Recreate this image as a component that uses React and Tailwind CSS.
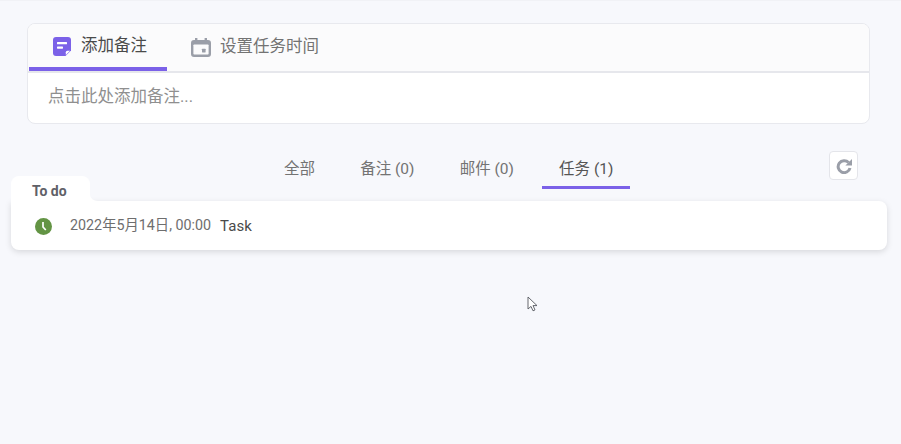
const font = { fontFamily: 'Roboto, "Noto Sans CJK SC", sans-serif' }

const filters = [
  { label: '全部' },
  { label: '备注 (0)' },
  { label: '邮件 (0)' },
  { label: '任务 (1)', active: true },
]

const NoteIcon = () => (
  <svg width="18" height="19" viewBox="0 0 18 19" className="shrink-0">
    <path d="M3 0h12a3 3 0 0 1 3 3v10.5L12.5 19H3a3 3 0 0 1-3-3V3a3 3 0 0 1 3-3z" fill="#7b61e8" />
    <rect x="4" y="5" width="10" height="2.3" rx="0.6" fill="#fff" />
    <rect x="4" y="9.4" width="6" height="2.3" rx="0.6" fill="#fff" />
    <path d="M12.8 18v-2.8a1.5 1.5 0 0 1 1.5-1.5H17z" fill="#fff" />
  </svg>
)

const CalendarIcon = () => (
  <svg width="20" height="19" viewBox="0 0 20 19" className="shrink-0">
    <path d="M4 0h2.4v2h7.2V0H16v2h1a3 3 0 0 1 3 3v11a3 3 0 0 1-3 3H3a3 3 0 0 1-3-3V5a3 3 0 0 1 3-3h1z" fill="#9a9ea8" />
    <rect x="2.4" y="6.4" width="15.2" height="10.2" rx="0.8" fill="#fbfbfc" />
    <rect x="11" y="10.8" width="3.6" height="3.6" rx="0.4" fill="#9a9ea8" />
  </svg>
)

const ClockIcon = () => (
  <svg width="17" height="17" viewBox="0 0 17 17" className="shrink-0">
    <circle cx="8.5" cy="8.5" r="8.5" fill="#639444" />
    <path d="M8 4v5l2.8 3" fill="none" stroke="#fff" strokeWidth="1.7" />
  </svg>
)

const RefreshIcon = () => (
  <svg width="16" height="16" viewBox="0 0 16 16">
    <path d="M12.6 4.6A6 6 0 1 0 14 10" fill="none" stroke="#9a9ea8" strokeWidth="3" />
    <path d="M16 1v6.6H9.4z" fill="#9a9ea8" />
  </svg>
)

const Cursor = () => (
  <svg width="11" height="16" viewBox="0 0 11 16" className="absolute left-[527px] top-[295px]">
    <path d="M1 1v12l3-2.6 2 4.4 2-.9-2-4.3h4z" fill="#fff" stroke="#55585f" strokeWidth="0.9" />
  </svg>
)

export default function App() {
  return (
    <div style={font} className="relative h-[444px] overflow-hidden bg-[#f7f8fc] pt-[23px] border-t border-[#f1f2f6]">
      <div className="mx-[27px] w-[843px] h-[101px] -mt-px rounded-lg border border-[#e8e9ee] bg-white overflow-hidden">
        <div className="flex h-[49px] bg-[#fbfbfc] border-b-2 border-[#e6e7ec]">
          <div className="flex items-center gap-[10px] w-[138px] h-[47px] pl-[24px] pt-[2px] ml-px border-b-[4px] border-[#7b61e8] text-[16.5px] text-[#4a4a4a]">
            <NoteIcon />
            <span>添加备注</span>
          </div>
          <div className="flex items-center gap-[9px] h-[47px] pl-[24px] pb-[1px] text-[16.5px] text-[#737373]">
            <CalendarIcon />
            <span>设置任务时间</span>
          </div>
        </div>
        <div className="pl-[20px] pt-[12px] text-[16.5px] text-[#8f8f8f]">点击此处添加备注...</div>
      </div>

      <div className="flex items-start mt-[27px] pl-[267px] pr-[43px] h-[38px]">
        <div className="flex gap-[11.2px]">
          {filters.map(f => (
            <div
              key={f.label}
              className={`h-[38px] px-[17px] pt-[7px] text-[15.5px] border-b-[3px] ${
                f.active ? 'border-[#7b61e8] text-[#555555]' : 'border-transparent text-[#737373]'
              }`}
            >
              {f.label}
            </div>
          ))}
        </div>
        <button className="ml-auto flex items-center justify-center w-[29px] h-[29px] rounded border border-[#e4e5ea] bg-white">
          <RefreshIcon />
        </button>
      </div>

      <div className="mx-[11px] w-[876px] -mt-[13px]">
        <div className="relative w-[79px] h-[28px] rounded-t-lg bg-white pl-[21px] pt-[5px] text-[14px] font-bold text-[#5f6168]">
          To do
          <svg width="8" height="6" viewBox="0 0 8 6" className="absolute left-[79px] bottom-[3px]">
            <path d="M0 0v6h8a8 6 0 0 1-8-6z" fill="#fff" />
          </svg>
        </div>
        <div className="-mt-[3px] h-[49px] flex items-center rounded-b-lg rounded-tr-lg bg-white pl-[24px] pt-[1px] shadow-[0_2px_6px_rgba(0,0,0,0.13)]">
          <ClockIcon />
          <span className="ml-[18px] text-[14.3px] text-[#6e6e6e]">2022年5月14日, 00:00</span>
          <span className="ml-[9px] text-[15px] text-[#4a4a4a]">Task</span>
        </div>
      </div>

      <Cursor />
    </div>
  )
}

● ● ●

**Written task**
Restate the data above word for word. Skip every picture.

**Result of the task**
Recreate this image as a component that uses React and Tailwind CSS.
const font = { fontFamily: 'Roboto, "Noto Sans CJK SC", sans-serif' }

const filters = [
  { label: '全部' },
  { label: '备注 (0)' },
  { label: '邮件 (0)' },
  { label: '任务 (1)', active: true },
]

const NoteIcon = () => (
  <svg width="18" height="19" viewBox="0 0 18 19" className="shrink-0">
    <path d="M3 0h12a3 3 0 0 1 3 3v10.5L12.5 19H3a3 3 0 0 1-3-3V3a3 3 0 0 1 3-3z" fill="#7b61e8" />
    <rect x="4" y="5" width="10" height="2.3" rx="0.6" fill="#fff" />
    <rect x="4" y="9.4" width="6" height="2.3" rx="0.6" fill="#fff" />
    <path d="M12.8 18v-2.8a1.5 1.5 0 0 1 1.5-1.5H17z" fill="#fff" />
  </svg>
)

const CalendarIcon = () => (
  <svg width="20" height="19" viewBox="0 0 20 19" className="shrink-0">
    <path d="M4 0h2.4v2h7.2V0H16v2h1a3 3 0 0 1 3 3v11a3 3 0 0 1-3 3H3a3 3 0 0 1-3-3V5a3 3 0 0 1 3-3h1z" fill="#9a9ea8" />
    <rect x="2.4" y="6.4" width="15.2" height="10.2" rx="0.8" fill="#fbfbfc" />
    <rect x="11" y="10.8" width="3.6" height="3.6" rx="0.4" fill="#9a9ea8" />
  </svg>
)

const ClockIcon = () => (
  <svg width="17" height="17" viewBox="0 0 17 17" className="shrink-0">
    <circle cx="8.5" cy="8.5" r="8.5" fill="#639444" />
    <path d="M8 4v5l2.8 3" fill="none" stroke="#fff" strokeWidth="1.7" />
  </svg>
)

const RefreshIcon = () => (
  <svg width="16" height="16" viewBox="0 0 16 16">
    <path d="M12.6 4.6A6 6 0 1 0 14 10" fill="none" stroke="#9a9ea8" strokeWidth="3" />
    <path d="M16 1v6.6H9.4z" fill="#9a9ea8" />
  </svg>
)

const Cursor = () => (
  <svg width="11" height="16" viewBox="0 0 11 16" className="absolute left-[527px] top-[295px]">
    <path d="M1 1v12l3-2.6 2 4.4 2-.9-2-4.3h4z" fill="#fff" stroke="#55585f" strokeWidth="0.9" />
  </svg>
)

export default function App() {
  return (
    <div style={font} className="relative h-[444px] overflow-hidden bg-[#f7f8fc] pt-[23px] border-t border-[#f1f2f6]">
      <div className="mx-[27px] w-[843px] h-[101px] -mt-px rounded-lg border border-[#e8e9ee] bg-white overflow-hidden">
        <div className="flex h-[49px] bg-[#fbfbfc] border-b-2 border-[#e6e7ec]">
          <div className="flex items-center gap-[10px] w-[138px] h-[47px] pl-[24px] pt-[2px] ml-px border-b-[4px] border-[#7b61e8] text-[16.5px] text-[#4a4a4a]">
            <NoteIcon />
            <span>添加备注</span>
          </div>
          <div className="flex items-center gap-[9px] h-[47px] pl-[24px] pb-[1px] text-[16.5px] text-[#737373]">
            <CalendarIcon />
            <span>设置任务时间</span>
          </div>
        </div>
        <div className="pl-[20px] pt-[12px] text-[16.5px] text-[#8f8f8f]">点击此处添加备注...</div>
      </div>

      <div className="flex items-start mt-[27px] pl-[267px] pr-[43px] h-[38px]">
        <div className="flex gap-[11.2px]">
          {filters.map(f => (
            <div
              key={f.label}
              className={`h-[38px] px-[17px] pt-[7px] text-[15.5px] border-b-[3px] ${
                f.active ? 'border-[#7b61e8] text-[#555555]' : 'border-transparent text-[#737373]'
              }`}
            >
              {f.label}
            </div>
          ))}
        </div>
        <button className="ml-auto flex items-center justify-center w-[29px] h-[29px] rounded border border-[#e4e5ea] bg-white">
          <RefreshIcon />
        </button>
      </div>

      <div className="mx-[11px] w-[876px] -mt-[13px]">
        <div className="relative w-[79px] h-[28px] rounded-t-lg bg-white pl-[21px] pt-[5px] text-[14px] font-bold text-[#5f6168]">
          To do
          <svg width="8" height="6" viewBox="0 0 8 6" className="absolute left-[79px] bottom-[3px]">
            <path d="M0 0v6h8a8 6 0 0 1-8-6z" fill="#fff" />
          </svg>
        </div>
        <div className="-mt-[3px] h-[49px] flex items-center rounded-b-lg rounded-tr-lg bg-white pl-[24px] pt-[1px] shadow-[0_2px_6px_rgba(0,0,0,0.13)]">
          <ClockIcon />
          <span className="ml-[18px] text-[14.3px] text-[#6e6e6e]">2022年5月14日, 00:00</span>
          <span className="ml-[9px] text-[15px] text-[#4a4a4a]">Task</span>
        </div>
      </div>

      <Cursor />
    </div>
  )
}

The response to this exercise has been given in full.